KUALA PEMBUANG – Pengesahan Undang-Undang (UU) Cipta Kerja per tanggal 5 Oktober 2020 lalu menuai pro dan kontra di kalangan buruh maupun investor, karena dinilai tidak menghormati hak pekerja dan akan berdampak buruk bagi perkembangan investasi daerah.
Kepala Dinas Ketenagakerjaan dan Transmigrasi (Disnakertrans) Seruyan, Budi Rahman mengutarakan, kendala yang dihadapi pekerja Perusahaan Besar Swasta (PBS) khususnya di Kabupaten Seruyan ialah Hari Kerja (HK) yang dipersingkat, sehingga menyebabkan upah yang diperoleh oleh pekerja sangat sedikit.
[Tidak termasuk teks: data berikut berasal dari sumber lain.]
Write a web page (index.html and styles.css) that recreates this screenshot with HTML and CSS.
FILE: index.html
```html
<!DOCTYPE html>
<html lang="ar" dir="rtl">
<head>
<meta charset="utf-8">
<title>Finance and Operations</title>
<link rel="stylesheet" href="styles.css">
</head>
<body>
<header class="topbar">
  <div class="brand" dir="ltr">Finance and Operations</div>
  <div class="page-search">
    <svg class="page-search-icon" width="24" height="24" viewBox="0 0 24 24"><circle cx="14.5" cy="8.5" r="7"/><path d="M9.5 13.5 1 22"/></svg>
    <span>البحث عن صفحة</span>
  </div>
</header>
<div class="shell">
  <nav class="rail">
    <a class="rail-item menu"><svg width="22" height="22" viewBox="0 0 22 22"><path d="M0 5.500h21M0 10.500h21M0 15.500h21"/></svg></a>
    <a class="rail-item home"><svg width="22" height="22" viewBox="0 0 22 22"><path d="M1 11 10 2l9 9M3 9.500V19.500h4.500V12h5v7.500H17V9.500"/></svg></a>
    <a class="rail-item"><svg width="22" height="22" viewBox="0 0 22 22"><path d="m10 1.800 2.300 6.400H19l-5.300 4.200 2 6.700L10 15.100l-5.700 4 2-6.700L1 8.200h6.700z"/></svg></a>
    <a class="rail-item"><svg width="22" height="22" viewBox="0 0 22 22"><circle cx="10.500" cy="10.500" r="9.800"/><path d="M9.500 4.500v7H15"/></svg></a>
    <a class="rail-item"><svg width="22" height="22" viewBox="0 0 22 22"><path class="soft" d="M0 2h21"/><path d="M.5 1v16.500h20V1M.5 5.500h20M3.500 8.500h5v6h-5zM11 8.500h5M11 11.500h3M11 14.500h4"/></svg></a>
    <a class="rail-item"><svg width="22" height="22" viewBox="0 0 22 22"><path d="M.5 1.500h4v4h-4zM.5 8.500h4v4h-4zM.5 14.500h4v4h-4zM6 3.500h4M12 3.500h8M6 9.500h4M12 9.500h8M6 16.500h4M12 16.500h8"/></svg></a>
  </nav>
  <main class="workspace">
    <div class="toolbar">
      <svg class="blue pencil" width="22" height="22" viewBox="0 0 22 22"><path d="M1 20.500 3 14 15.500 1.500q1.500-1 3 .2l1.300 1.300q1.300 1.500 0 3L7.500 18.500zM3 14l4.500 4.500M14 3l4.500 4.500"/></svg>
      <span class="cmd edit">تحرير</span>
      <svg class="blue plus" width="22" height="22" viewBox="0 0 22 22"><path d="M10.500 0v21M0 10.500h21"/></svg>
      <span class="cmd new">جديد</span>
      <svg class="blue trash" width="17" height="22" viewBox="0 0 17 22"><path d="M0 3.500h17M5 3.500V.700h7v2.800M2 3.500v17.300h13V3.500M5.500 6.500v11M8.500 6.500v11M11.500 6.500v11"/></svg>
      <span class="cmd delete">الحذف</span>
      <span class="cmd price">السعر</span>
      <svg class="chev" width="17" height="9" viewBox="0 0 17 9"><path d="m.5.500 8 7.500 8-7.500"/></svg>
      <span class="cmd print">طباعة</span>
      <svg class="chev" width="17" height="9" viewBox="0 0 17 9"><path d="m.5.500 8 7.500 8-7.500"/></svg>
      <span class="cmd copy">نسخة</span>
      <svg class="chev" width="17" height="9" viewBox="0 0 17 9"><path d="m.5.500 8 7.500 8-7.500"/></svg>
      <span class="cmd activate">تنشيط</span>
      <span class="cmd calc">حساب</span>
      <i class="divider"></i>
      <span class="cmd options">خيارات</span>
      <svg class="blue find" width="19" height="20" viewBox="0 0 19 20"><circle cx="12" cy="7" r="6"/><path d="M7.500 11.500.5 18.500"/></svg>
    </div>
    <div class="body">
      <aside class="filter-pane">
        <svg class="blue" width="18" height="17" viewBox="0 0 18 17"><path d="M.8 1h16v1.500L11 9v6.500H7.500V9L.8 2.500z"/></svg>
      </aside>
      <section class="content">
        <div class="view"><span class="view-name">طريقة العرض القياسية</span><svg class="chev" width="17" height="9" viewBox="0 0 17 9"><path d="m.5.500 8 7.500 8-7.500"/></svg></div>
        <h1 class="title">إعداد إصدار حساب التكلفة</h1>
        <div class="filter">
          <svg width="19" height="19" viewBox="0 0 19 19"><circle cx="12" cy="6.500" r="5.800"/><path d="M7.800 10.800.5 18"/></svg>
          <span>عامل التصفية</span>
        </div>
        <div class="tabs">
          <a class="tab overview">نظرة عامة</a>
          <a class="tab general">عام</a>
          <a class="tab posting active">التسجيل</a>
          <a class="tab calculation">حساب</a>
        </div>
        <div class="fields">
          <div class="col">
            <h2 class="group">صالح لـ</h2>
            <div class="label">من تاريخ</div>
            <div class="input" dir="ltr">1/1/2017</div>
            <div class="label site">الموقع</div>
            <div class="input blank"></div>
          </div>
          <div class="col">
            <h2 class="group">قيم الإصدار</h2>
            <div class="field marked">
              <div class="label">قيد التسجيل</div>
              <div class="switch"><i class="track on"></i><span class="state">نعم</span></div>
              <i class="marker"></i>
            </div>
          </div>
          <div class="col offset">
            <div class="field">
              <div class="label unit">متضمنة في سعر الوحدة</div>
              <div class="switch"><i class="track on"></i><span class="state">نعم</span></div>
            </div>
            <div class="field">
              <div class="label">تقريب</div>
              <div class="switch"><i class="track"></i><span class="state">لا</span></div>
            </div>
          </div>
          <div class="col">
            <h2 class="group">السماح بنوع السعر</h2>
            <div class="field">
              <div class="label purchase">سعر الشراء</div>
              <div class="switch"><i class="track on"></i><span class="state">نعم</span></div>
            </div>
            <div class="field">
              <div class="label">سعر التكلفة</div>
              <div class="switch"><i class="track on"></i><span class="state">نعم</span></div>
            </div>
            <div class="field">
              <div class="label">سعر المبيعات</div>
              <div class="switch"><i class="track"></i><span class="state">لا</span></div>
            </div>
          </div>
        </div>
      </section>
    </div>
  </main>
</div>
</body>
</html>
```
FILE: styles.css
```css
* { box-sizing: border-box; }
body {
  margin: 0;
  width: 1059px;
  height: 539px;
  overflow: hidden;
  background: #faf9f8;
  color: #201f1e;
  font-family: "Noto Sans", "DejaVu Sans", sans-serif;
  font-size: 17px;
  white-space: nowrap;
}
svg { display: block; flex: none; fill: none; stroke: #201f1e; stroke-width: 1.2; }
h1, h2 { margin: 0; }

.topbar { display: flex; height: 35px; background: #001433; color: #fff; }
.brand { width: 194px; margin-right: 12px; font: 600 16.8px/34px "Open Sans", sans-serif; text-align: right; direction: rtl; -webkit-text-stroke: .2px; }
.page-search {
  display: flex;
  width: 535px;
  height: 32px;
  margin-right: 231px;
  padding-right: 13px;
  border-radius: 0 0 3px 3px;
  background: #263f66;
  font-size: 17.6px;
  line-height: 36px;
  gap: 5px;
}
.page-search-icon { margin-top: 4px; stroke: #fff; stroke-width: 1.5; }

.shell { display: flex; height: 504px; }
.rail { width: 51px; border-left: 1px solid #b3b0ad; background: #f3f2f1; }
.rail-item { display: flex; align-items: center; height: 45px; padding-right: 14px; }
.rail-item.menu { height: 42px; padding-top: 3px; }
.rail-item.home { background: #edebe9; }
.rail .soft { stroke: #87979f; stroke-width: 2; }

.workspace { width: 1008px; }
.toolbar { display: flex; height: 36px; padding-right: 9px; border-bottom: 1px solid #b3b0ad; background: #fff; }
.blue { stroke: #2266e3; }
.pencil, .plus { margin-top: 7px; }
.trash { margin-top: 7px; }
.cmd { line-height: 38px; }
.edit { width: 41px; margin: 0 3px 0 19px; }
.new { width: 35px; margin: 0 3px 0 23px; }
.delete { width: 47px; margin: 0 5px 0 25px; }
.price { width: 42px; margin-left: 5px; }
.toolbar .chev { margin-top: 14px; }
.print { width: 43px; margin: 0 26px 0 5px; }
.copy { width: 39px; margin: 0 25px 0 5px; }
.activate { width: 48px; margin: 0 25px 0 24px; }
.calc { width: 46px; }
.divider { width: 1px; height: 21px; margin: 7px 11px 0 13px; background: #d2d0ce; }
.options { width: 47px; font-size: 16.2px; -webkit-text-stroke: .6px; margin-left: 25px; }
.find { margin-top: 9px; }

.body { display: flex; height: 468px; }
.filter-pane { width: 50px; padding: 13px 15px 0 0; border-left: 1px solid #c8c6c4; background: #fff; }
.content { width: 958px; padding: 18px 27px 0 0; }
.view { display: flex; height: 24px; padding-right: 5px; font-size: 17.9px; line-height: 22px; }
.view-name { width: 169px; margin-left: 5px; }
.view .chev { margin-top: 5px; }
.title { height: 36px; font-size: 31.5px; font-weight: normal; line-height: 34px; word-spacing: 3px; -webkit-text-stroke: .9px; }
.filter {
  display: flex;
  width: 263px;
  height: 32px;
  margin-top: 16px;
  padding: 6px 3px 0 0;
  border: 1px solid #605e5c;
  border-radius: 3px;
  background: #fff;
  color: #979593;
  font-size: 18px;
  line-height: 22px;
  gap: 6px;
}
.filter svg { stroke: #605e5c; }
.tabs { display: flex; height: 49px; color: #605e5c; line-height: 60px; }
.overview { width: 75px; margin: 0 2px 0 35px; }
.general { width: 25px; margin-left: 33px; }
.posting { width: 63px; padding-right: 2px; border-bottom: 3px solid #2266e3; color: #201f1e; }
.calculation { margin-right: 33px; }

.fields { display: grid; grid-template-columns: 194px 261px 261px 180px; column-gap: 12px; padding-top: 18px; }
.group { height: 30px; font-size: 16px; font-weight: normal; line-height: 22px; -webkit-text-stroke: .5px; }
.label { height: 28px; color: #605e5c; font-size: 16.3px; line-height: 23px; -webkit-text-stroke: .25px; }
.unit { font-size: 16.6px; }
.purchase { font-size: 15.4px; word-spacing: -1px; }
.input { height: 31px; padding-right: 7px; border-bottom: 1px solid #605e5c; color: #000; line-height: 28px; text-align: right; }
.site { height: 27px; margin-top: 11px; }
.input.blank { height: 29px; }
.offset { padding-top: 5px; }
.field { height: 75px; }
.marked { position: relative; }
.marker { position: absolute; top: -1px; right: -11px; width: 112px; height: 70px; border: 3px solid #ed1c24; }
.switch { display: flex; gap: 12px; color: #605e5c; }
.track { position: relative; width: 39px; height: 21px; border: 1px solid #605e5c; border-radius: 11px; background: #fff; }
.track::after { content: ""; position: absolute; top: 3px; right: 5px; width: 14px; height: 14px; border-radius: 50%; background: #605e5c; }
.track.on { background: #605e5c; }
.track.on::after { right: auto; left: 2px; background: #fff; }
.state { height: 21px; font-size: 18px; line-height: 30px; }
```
“PBS di Kabupaten Seruyan yang berbasis kelapa sawit membuat yang namanya Karyawan Harian Lepas (KHL) dan Karyawan Harian Tetap (KHT). Kedua kelas karyawan ini memiliki HK yang berbeda. KHL hanya bekerja sampai hari Kamis, sementara KHT bekerja hingga hari Sabtu. Di sinilah banyak karyawan mengeluh terkait upah,” kata Budi, Rabu 7 Oktober 2020.
Dengan adanya UU Ciptaker ini, tambahnya, hanya akan membuat target Pemerintah Kabupaten (Pemkab) Seruyan untuk menekan angka pengangguran di daerah itu terhambat. Pasalnya, bakal pekerja yang hendak melamar di PBS akan berpikir panjang.
“Hingga saat ini angka pengangguran di Kabupaten Seruyan mencapai 5,5 persen. Target Pemkab Seruyan tahun depan harus ada penurunan angka pengangguran ini minimal satu persen. Dengan adanya UU Ciptaker ini, tentu saja akan menghambat upaya kami,” tukasnya.
Sementara dampak lainnya, menurutnya, ialah para investor akan mengurungkan niat mereka ketika hendak berinvestasi karena tidak ada pekerja yang mau terlibat di dalamnya. Dengan ini otomatis perkembangan ekonomi akan terhambat atau bahkan tidak bisa berkembang.
“Pemerintah Pusat harusnya mempertimbangkan matang-matang UU Ciptaker ini sebelum memutuskan. Kesulitannya tentu akan dirasakan oleh Pemkab,” tutupnya.